What is needed -
Only a number is wanted: how many lines in the listing contain the word "this"?

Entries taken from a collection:
#####

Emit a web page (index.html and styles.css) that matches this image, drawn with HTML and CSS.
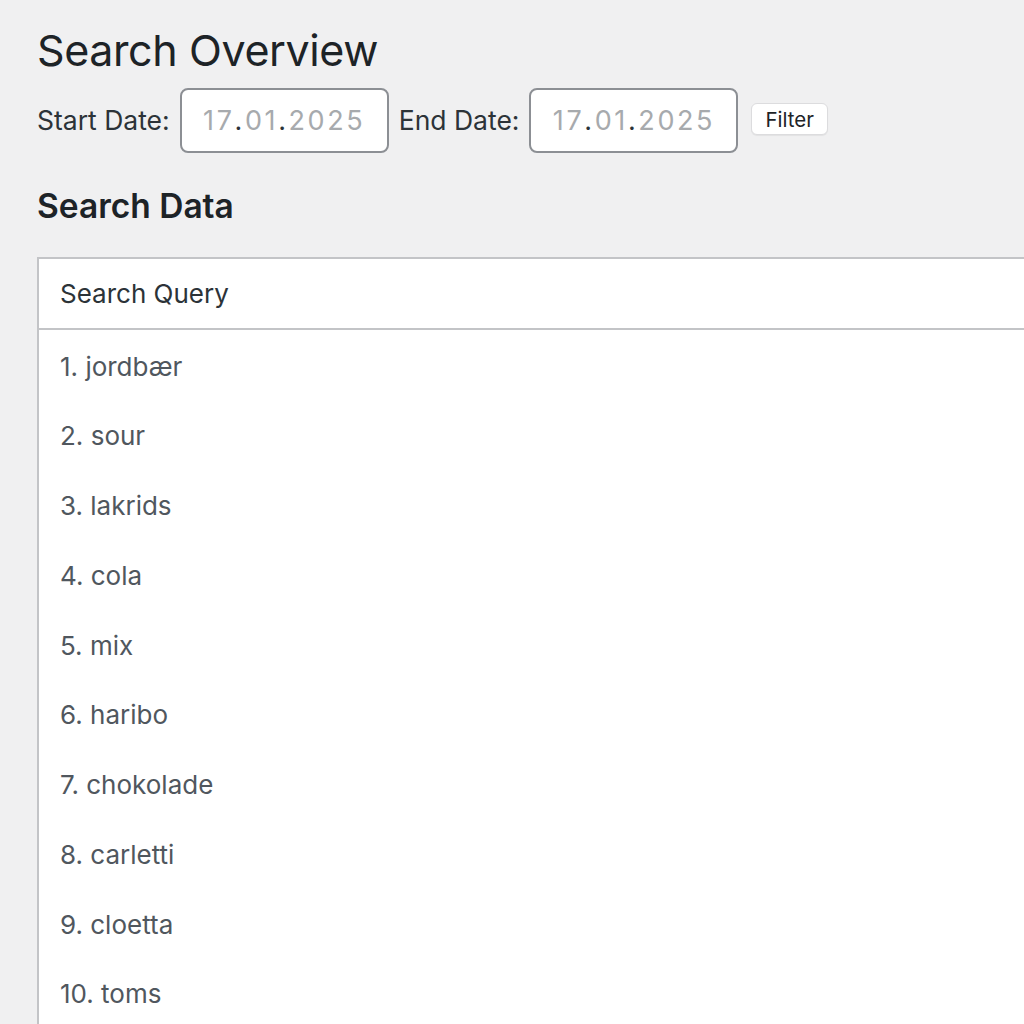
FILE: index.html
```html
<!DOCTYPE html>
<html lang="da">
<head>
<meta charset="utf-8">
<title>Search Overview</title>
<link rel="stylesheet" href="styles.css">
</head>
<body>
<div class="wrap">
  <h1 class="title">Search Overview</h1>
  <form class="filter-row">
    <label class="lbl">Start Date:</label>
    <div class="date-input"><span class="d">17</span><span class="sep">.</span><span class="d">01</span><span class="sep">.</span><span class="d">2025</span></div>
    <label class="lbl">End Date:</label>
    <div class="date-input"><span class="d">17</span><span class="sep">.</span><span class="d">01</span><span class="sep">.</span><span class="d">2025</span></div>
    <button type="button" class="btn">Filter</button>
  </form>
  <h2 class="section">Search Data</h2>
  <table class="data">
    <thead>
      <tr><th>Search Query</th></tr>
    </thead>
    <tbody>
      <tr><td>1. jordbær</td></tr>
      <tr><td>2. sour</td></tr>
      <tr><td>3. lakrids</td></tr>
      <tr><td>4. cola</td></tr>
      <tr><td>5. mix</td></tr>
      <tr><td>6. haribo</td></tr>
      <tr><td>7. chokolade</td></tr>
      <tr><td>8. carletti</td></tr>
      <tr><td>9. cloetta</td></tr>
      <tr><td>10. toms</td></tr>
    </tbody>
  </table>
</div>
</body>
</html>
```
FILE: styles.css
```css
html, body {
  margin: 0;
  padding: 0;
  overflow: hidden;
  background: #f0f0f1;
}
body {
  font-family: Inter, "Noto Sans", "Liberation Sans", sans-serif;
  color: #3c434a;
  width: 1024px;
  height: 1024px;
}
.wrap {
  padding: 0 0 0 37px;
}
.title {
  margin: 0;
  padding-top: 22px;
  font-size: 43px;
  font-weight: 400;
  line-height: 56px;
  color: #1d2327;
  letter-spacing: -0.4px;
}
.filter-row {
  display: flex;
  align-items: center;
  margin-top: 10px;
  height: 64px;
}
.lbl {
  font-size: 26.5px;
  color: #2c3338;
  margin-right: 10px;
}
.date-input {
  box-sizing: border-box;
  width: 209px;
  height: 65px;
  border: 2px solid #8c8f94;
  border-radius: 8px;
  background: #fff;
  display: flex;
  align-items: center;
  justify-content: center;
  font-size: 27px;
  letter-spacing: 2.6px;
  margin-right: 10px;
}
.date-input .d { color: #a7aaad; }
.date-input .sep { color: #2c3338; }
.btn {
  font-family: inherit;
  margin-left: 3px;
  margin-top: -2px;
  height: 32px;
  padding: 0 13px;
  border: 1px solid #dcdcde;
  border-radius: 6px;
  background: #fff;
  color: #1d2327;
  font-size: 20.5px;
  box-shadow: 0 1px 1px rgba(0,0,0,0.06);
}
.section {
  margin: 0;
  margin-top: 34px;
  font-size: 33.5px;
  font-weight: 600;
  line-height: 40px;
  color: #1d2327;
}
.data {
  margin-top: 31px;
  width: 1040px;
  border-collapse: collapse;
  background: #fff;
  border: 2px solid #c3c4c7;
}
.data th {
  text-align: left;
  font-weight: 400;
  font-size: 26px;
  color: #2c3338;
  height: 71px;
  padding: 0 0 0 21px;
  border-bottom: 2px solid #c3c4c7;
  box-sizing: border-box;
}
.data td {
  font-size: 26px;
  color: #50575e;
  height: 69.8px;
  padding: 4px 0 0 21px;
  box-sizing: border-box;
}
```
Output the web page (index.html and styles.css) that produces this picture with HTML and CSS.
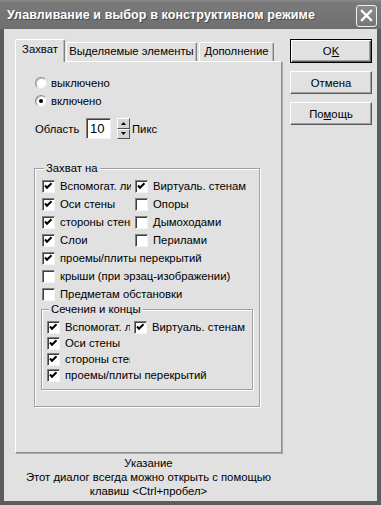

#####

Task output -
2